Les comités démocratiques dans les écoles, les universités, les lieux de travail et les quartiers seront essentiels pour attirer davantage de couches ainsi que pour discuter du programme, de la stratégie et des actions. Sur cette base, nous pouvons également développer la lutte contre nos propres gouvernements pour qu’ils cessent de financer la guerre et mettent fin à tout soutien militaire et financier au régime israélien, ainsi que pour qu’ils mettent fin à la militarisation. Les milliards de dollars doivent être investis dans les services publics. Nous avons besoin de syndicats de lutte combatifs qui luttent chaque jour contre toutes les formes d’oppression et qui renforcent et construisent activement les liens mutuels avec les luttes pour des salaires plus élevés et de meilleures conditions de travail. C’est une nécessité cruciale pour construire un puissant mouvement de résistance contre le massacre de Gaza, l’oppression et l’exploitation, dont le potentiel a été démontré par les millions de personnes qui ont lutté contre la réforme des retraites, la volonté de la jeunesse particulièrement d’origine immigrée de lutter contre le racisme systémique et les violences policières et maintenant les travailleurs et les jeunes qui se tiennent en solidarité avec le peuple de Palestine.
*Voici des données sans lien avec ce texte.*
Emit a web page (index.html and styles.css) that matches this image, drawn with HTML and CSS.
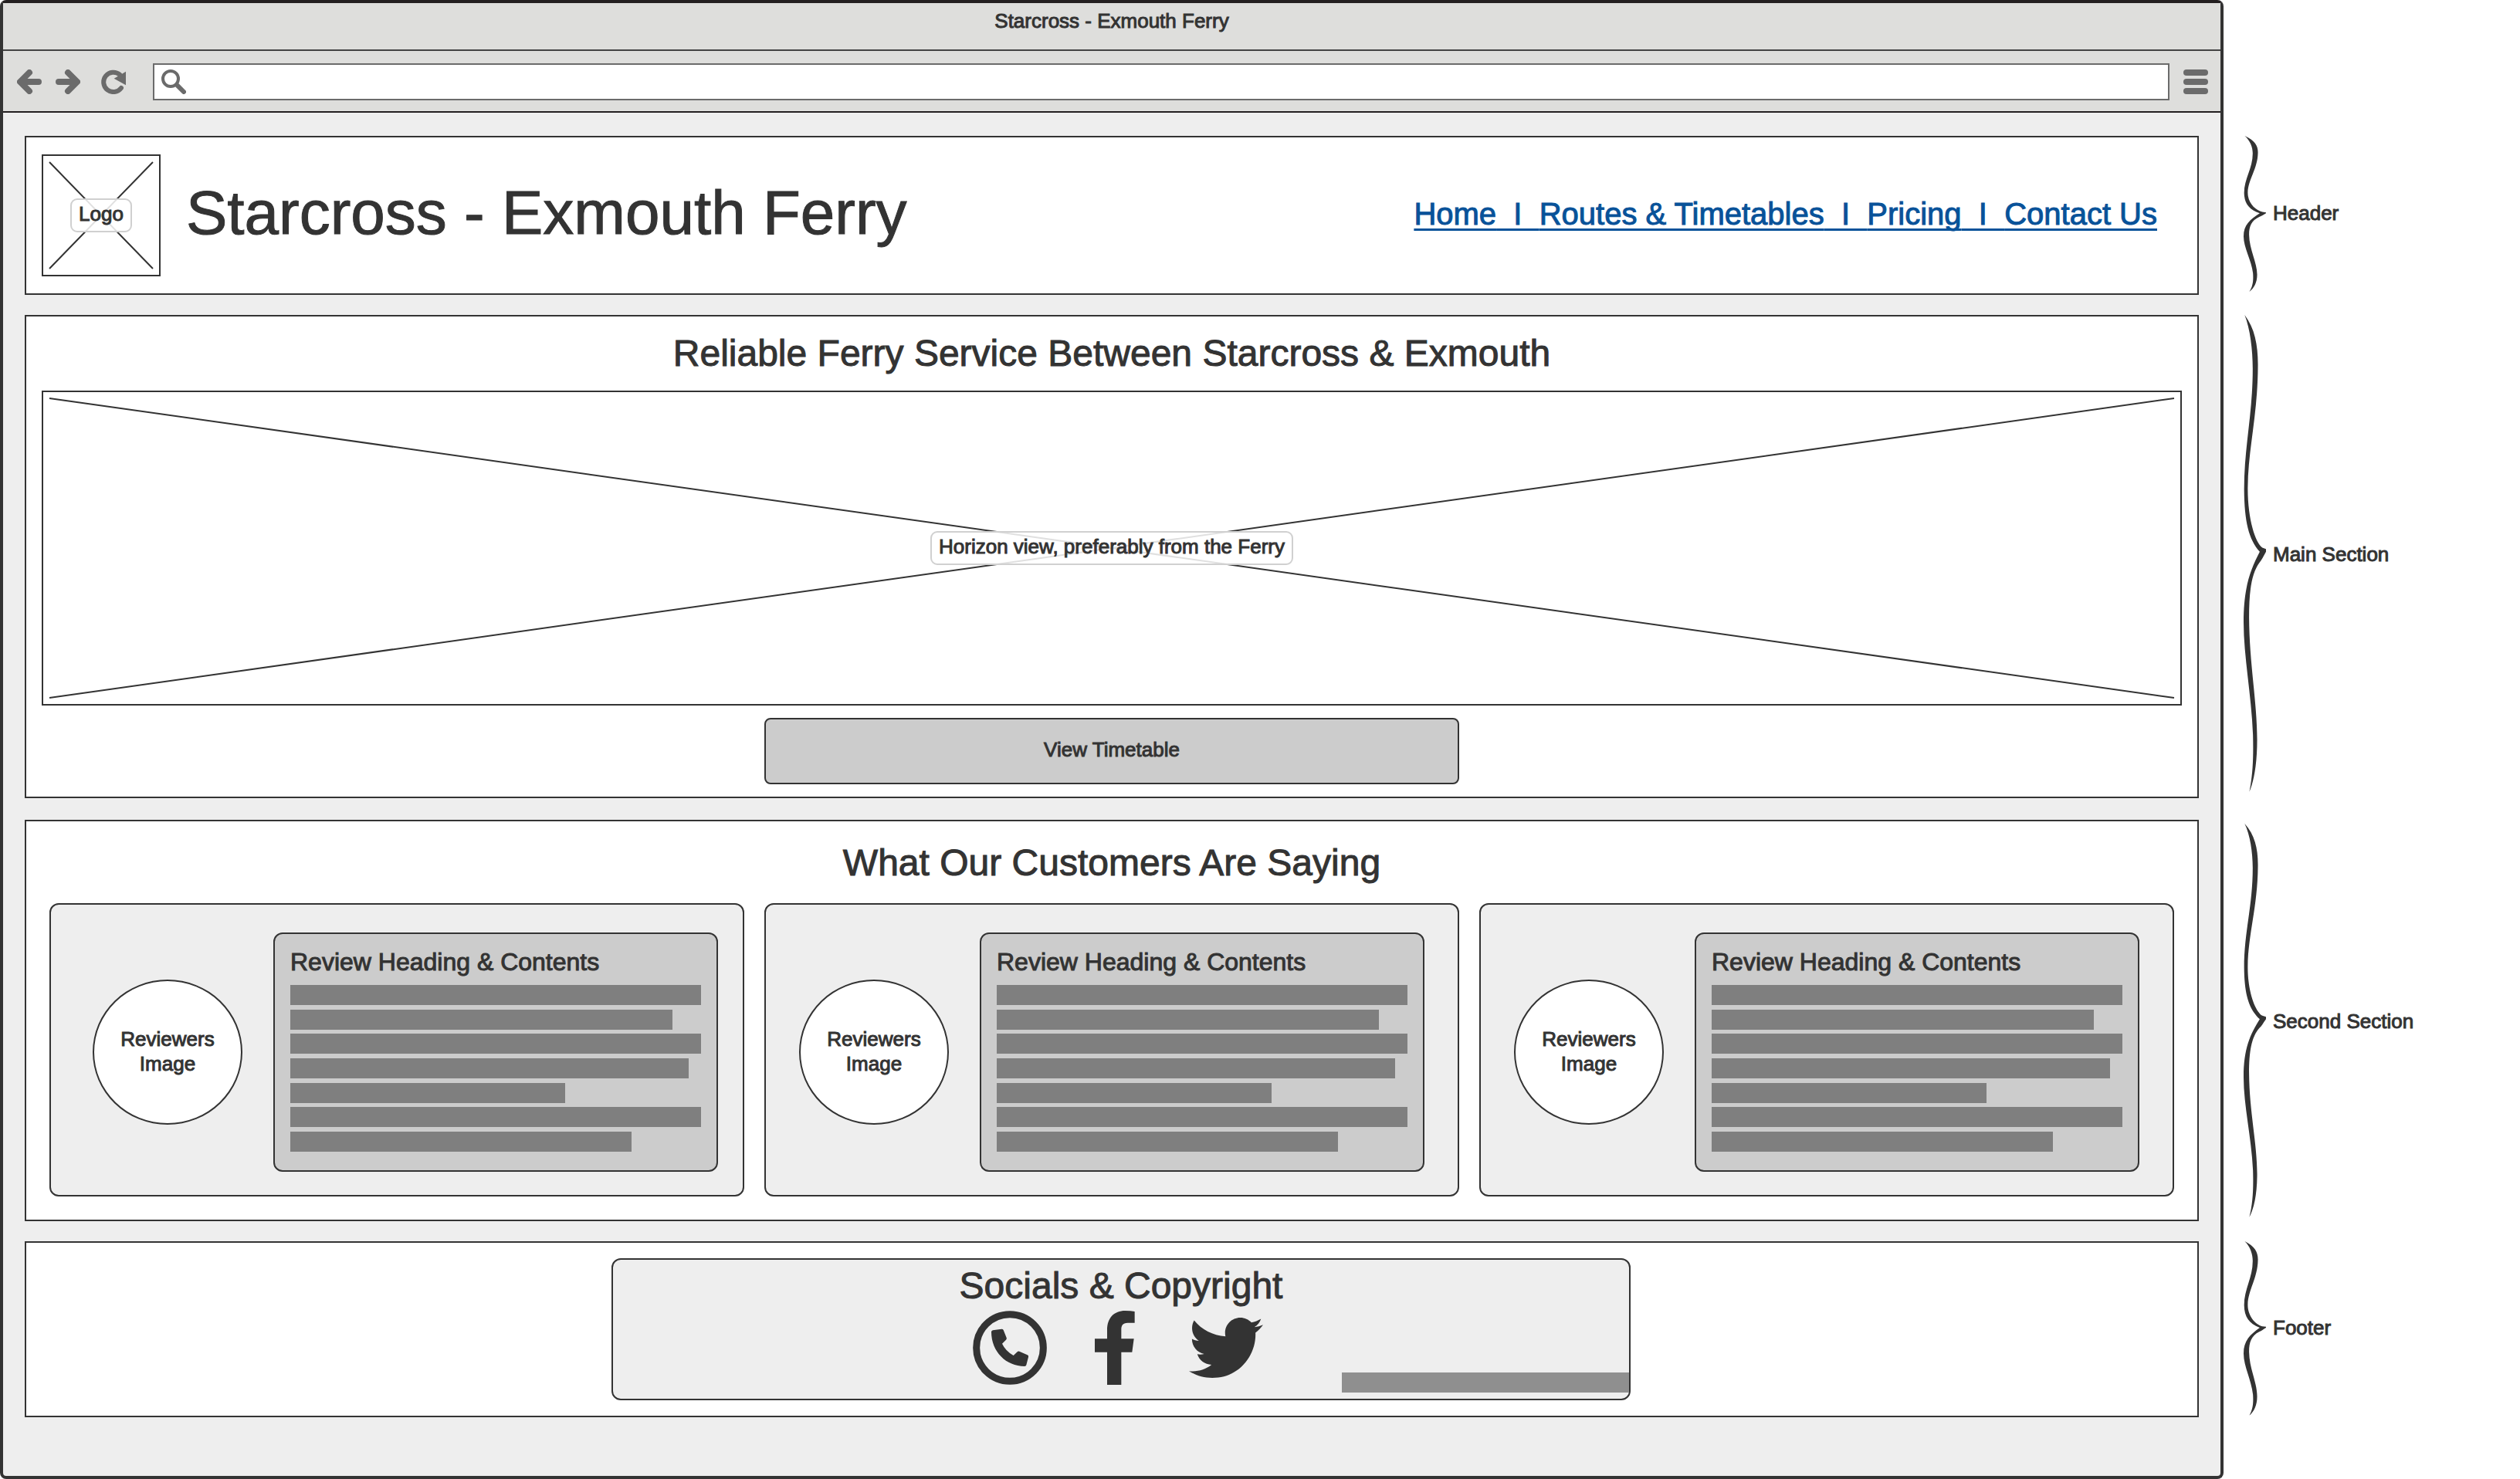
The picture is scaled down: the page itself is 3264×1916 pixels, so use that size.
FILE: index.html
```html
<!DOCTYPE html>
<html lang="en">
<head>
  <meta charset="utf-8">
  <title>Starcross - Exmouth Ferry</title>
  <meta name="viewport" content="width=device-width, initial-scale=1">
  <link rel="stylesheet" href="styles.css">
</head>
<body>
  <svg class="defs" aria-hidden="true">
    <symbol id="brace" viewBox="0 0 86 1381" preserveAspectRatio="none">
      <path d="M4 0C44 40 56 90 55 150C54 290 17 390 16 500C15 590 45 660 72 674L86 678V686C75 700 70 710 60 718C30 750 21 800 21 876C22 1010 52 1120 52 1230C52 1300 40 1350 22 1381C36 1330 38 1280 36 1216C30 1100 0 990 0 890C0 790 25 740 62 686C20 650 3 600 2 506C2 380 35 290 35 156C35 100 25 40 4 0Z"/>
    </symbol>
  </svg>

  <div class="page">
    <div class="window">
      <div class="titlebar">Starcross - Exmouth Ferry</div>
      <div class="toolbar">
        <button class="tool" aria-label="Back">
          <svg viewBox="0 0 96 96"><path class="arrow" d="M84 48H16M48 12L12 48L48 84"/></svg>
        </button>
        <button class="tool" aria-label="Forward">
          <svg viewBox="0 0 96 96"><path class="arrow" d="M12 48H80M48 12L84 48L48 84"/></svg>
        </button>
        <button class="tool tool-reload" aria-label="Reload">
          <svg viewBox="0 0 96 96"><path class="reload" d="M78 72A38 38 0 1 1 72 20"/><path class="solid" d="M96 8L50 35L96 61Z"/></svg>
        </button>
        <label class="address">
          <svg viewBox="0 0 96 96" aria-hidden="true"><circle class="lens" cx="36" cy="36" r="30"/><path class="handle" d="M62 62L87 87"/></svg>
          <input type="text" aria-label="Address">
        </label>
        <button class="tool" aria-label="Menu">
          <svg viewBox="0 0 96 96"><g class="solid"><rect width="96" height="24" rx="12"/><rect y="36" width="96" height="24" rx="12"/><rect y="72" width="96" height="24" rx="12"/></g></svg>
        </button>
      </div>

      <div class="content">
        <header class="panel site-header">
          <div class="picture logo">
            <svg class="cross" viewBox="0 0 100 100" preserveAspectRatio="none" aria-hidden="true"><path d="M0 0L100 100M100 0L0 100"/></svg>
            <span class="caption">Logo</span>
          </div>
          <h1>Starcross - Exmouth Ferry</h1>
          <nav><a href="#home">Home</a>  I  <a href="#routes">Routes &amp; Timetables</a>  I  <a href="#pricing">Pricing</a>  I  <a href="#contact">Contact Us</a></nav>
        </header>

        <main class="panel hero">
          <h2>Reliable Ferry Service Between Starcross &amp; Exmouth</h2>
          <div class="picture horizon">
            <svg class="cross" viewBox="0 0 100 100" preserveAspectRatio="none" aria-hidden="true"><path d="M0 0L100 100M100 0L0 100"/></svg>
            <span class="caption">Horizon view, preferably from the Ferry</span>
          </div>
          <button class="timetable">View Timetable</button>
        </main>

        <section class="panel reviews">
          <h2>What Our Customers Are Saying</h2>
          <div class="cards">
            <article class="card">
              <div class="avatar">Reviewers<br>Image</div>
              <div class="review">
                <h3>Review Heading &amp; Contents</h3>
                <div class="lines"><i class="full"></i><i class="long"></i><i class="full"></i><i class="wide"></i><i class="short"></i><i class="full"></i><i class="mid"></i></div>
              </div>
            </article>
            <article class="card">
              <div class="avatar">Reviewers<br>Image</div>
              <div class="review">
                <h3>Review Heading &amp; Contents</h3>
                <div class="lines"><i class="full"></i><i class="long"></i><i class="full"></i><i class="wide"></i><i class="short"></i><i class="full"></i><i class="mid"></i></div>
              </div>
            </article>
            <article class="card">
              <div class="avatar">Reviewers<br>Image</div>
              <div class="review">
                <h3>Review Heading &amp; Contents</h3>
                <div class="lines"><i class="full"></i><i class="long"></i><i class="full"></i><i class="wide"></i><i class="short"></i><i class="full"></i><i class="mid"></i></div>
              </div>
            </article>
          </div>
        </section>

        <footer class="panel site-footer">
          <div class="socials">
            <h2>Socials &amp; Copyright</h2>
            <div class="social-links">
              <a href="#phone" aria-label="Phone"><svg class="icon" viewBox="0 0 288 288"><circle class="ring" cx="144" cy="144" r="130"/><path d="M72 82Q73 77 78 76L112 71Q117 71 119 75L131 105Q133 110 129 113L114 128Q127 156 158 174L173 160Q176 156 181 158L212 172Q218 174 216 180L208 211Q207 216 201 216C130 216 72 160 72 82Z"/></svg></a>
              <a href="#facebook" aria-label="Facebook"><svg class="icon icon-narrow" viewBox="0 0 180 288"><path d="M155 3V47H128C108 47 103 58 103 73V109H152L145 161H103V288H48V161H0V109H48V75C48 28 75 0 118 0Q140 0 155 3Z"/></svg></a>
              <a href="#twitter" aria-label="Twitter"><svg class="icon" viewBox="0 0 512 512"><path d="M459.37 151.716c.325 4.548.325 9.097.325 13.645 0 138.72-105.583 298.558-298.558 298.558-59.452 0-114.68-17.219-161.137-47.106 8.447.974 16.568 1.299 25.34 1.299 49.055 0 94.213-16.568 130.274-44.832-46.132-.975-84.792-31.188-98.112-72.772 6.498.974 12.995 1.624 19.818 1.624 9.421 0 18.843-1.3 27.614-3.573-48.081-9.747-84.143-51.98-84.143-102.985v-1.299c13.969 7.797 30.214 12.67 47.431 13.319-28.264-18.843-46.781-51.005-46.781-87.391 0-19.492 5.197-37.36 14.294-52.954 51.655 63.675 129.3 105.258 216.365 109.807-1.624-7.797-2.599-15.918-2.599-24.04 0-57.828 46.782-104.934 104.934-104.934 30.213 0 57.502 12.67 76.67 33.137 23.715-4.548 46.456-13.32 66.599-25.34-7.798 24.366-24.366 44.833-46.132 57.827 21.117-2.273 41.584-8.122 60.426-16.243-14.292 20.791-32.161 39.308-52.628 54.253z"/></svg></a>
            </div>
            <span class="copyright"></span>
          </div>
        </footer>
      </div>
    </div>

    <aside class="notes">
      <div class="note note-header"><svg aria-hidden="true"><use href="#brace"/></svg><span>Header</span></div>
      <div class="note note-main"><svg aria-hidden="true"><use href="#brace"/></svg><span>Main Section</span></div>
      <div class="note note-second"><svg aria-hidden="true"><use href="#brace"/></svg><span>Second Section</span></div>
      <div class="note note-footer"><svg aria-hidden="true"><use href="#brace"/></svg><span>Footer</span></div>
    </aside>
  </div>
</body>
</html>
```

FILE: styles.css
```css
:root {
  --ink: #333333;
  --frame: #231f20;
  --icon: #6b6b6b;
  --chrome: #dededc;
  --paper: #eeeeee;
  --shade: #cccccc;
  --link: #085299;
}

* {
  box-sizing: border-box;
}

body {
  margin: 0;
  background: #ffffff;
  color: var(--ink);
  font: 26px/32px "Liberation Sans", Arial, sans-serif;
  -webkit-text-stroke: 1px currentColor;
}

svg {
  display: block;
}

h1,
h2,
h3 {
  margin: 0;
  font-weight: 400;
}

h1 {
  font-size: 80px;
  line-height: 96px;
}

h2 {
  font-size: 48px;
  line-height: 56px;
  text-align: center;
}

h3 {
  font-size: 32px;
  line-height: 40px;
}

button {
  border: 0;
  padding: 0;
  background: none;
  color: inherit;
  font: inherit;
}

.defs {
  position: absolute;
  width: 0;
  height: 0;
}

.page {
  display: grid;
  grid-template-columns: 1fr 384px;
  min-height: 100vh;
}

/* Browser window */

.window {
  display: flex;
  flex-direction: column;
  border: 4px solid var(--ink);
  border-top-color: var(--frame);
  border-radius: 8px;
  background: var(--paper);
}

.titlebar {
  height: 62px;
  padding-top: 7px;
  border-bottom: 2px solid #444444;
  background: var(--chrome);
  text-align: center;
}

.toolbar {
  display: flex;
  align-items: center;
  gap: 18px;
  padding: 16px 16px 14px 18px;
  border-bottom: 2px solid var(--frame);
  background: var(--chrome);
}

.tool,
.tool svg,
.address svg {
  flex: none;
  width: 32px;
  height: 32px;
}

.tool-reload {
  margin: 0 17px 0 9px;
}

.arrow,
.reload,
.lens,
.handle {
  fill: none;
  stroke: var(--icon);
  stroke-linecap: round;
  stroke-linejoin: round;
}

.arrow {
  stroke-width: 24px;
}

.reload {
  stroke-width: 18px;
}

.lens {
  stroke-width: 12px;
}

.handle {
  stroke-width: 18px;
}

.solid {
  fill: var(--icon);
}

.address {
  display: flex;
  flex: 1;
  align-items: center;
  gap: 12px;
  height: 48px;
  padding-left: 9px;
  border: 2px solid var(--icon);
  background: #ffffff;
}

.address input {
  flex: 1;
  min-width: 0;
  height: 40px;
  border: 0;
  outline: 0;
  background: none;
  color: inherit;
  font: inherit;
}

/* Page sections */

.content {
  display: flex;
  flex-direction: column;
  gap: 26px;
  padding: 30px 28px;
}

.panel {
  border: 2px solid var(--ink);
  background: #ffffff;
}

.picture {
  display: grid;
  place-items: center;
  padding: 8px;
  border: 2px solid var(--ink);
}

.picture > * {
  grid-area: 1 / 1;
}

.cross {
  width: 100%;
  height: 100%;
  min-height: 0;
  overflow: visible;
}

.cross path {
  fill: none;
  stroke: var(--ink);
  stroke-width: 2px;
  vector-effect: non-scaling-stroke;
}

.caption {
  z-index: 1;
  padding: 2px 9px 6px;
  border: 2px solid #d0d0d0;
  border-radius: 9px;
  background: rgb(255 255 255 / 85%);
}

.site-header {
  display: flex;
  align-items: center;
  padding: 22px 52px 22px 20px;
}

.logo {
  width: 154px;
  height: 158px;
}

.site-header h1 {
  margin-left: 33px;
  padding-bottom: 6px;
}

.site-header nav {
  margin-left: auto;
  padding-bottom: 4px;
  color: var(--link);
  font-size: 40px;
  line-height: 48px;
  white-space: pre;
  text-decoration: underline 3px;
  text-decoration-skip-ink: none;
  text-underline-offset: 5px;
}

.site-header a {
  color: inherit;
  text-decoration: none;
}

.hero {
  display: flex;
  flex-direction: column;
  align-items: center;
  margin-bottom: 2px;
  padding: 20px 20px 16px;
}

.horizon {
  align-self: stretch;
  height: 408px;
  margin: 20px 0 16px;
}

.timetable {
  width: 900px;
  max-width: 100%;
  height: 86px;
  padding-bottom: 4px;
  border: 2px solid var(--ink);
  border-radius: 8px;
  background: var(--shade);
}

.reviews {
  padding: 26px 30px 30px;
}

.cards {
  display: grid;
  grid-template-columns: repeat(3, 1fr);
  gap: 26px;
  margin-top: 24px;
}

.card {
  display: flex;
  align-items: center;
  justify-content: center;
  gap: 40px;
  padding: 36px 0 30px;
  border: 2px solid var(--ink);
  border-radius: 12px;
  background: var(--paper);
}

.card:first-child {
  padding-left: 22px;
}

.avatar {
  display: grid;
  flex: none;
  place-content: center;
  width: 194px;
  height: 188px;
  padding-bottom: 2px;
  border: 2px solid var(--ink);
  border-radius: 50%;
  background: #ffffff;
  text-align: center;
}

.review {
  flex: 0 1 576px;
  padding: 16px 20px 24px;
  border: 2px solid var(--ink);
  border-radius: 12px;
  background: var(--shade);
}

.lines {
  display: flex;
  flex-direction: column;
  justify-content: space-between;
  height: 216px;
  margin-top: 10px;
}

.lines i {
  height: 26px;
  background: #7f7f7f;
}

.full {
  width: 100%;
}

.wide {
  width: 97%;
}

.long {
  width: 93%;
}

.mid {
  width: 83%;
}

.short {
  width: 67%;
}

.site-footer {
  display: flex;
  justify-content: center;
  padding: 20px 0 20px 24px;
}

.socials {
  position: relative;
  width: 1320px;
  padding: 6px 0 18px;
  border: 2px solid var(--ink);
  border-radius: 12px;
  background: var(--paper);
}

.social-links {
  display: flex;
  justify-content: center;
  gap: 62px;
  margin-top: 4px;
  padding-right: 8px;
}

.icon {
  width: 96px;
  height: 96px;
  fill: var(--ink);
}

.icon-narrow {
  width: 60px;
}

.ring {
  fill: none;
  stroke: var(--ink);
  stroke-width: 27px;
}

.copyright {
  position: absolute;
  right: 0;
  bottom: 8px;
  width: 372px;
  height: 26px;
  background: #8f8f8f;
}

/* Margin notes */

.notes {
  display: flex;
  flex-direction: column;
  gap: 26px;
  padding: 176px 0 0 26px;
}

.note {
  display: flex;
  align-items: center;
  gap: 9px;
}

.note svg {
  align-self: flex-start;
  width: 29px;
  height: 99%;
  fill: var(--ink);
}

.note span {
  padding-bottom: 4px;
}

.note-header {
  height: 206px;
  padding-bottom: 2px;
}

.note-main {
  height: 628px;
  padding-bottom: 4px;
}

.note-second {
  height: 520px;
  padding-top: 5px;
}

.note-footer {
  height: 228px;
}
```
Qu’il s’agisse du massacre horrible à Gaza, de l’oppression des femmes et des personnes LGBTQIA+ ou de la lutte contre la crise climatique, l’inégalité et l’exploitation : Nous devons construire un mouvement de masse uni des travailleur.se.s, des jeunes et des personnes opprimées qui relie la lutte pour les améliorations les plus urgentes et les plus concrètes aujourd’hui à la lutte contre le système capitaliste violent et oppressif dans son ensemble.

Avec la solidarité et l’action collective basées sur la discussion démocratique et un programme clair, nous pouvons changer le monde.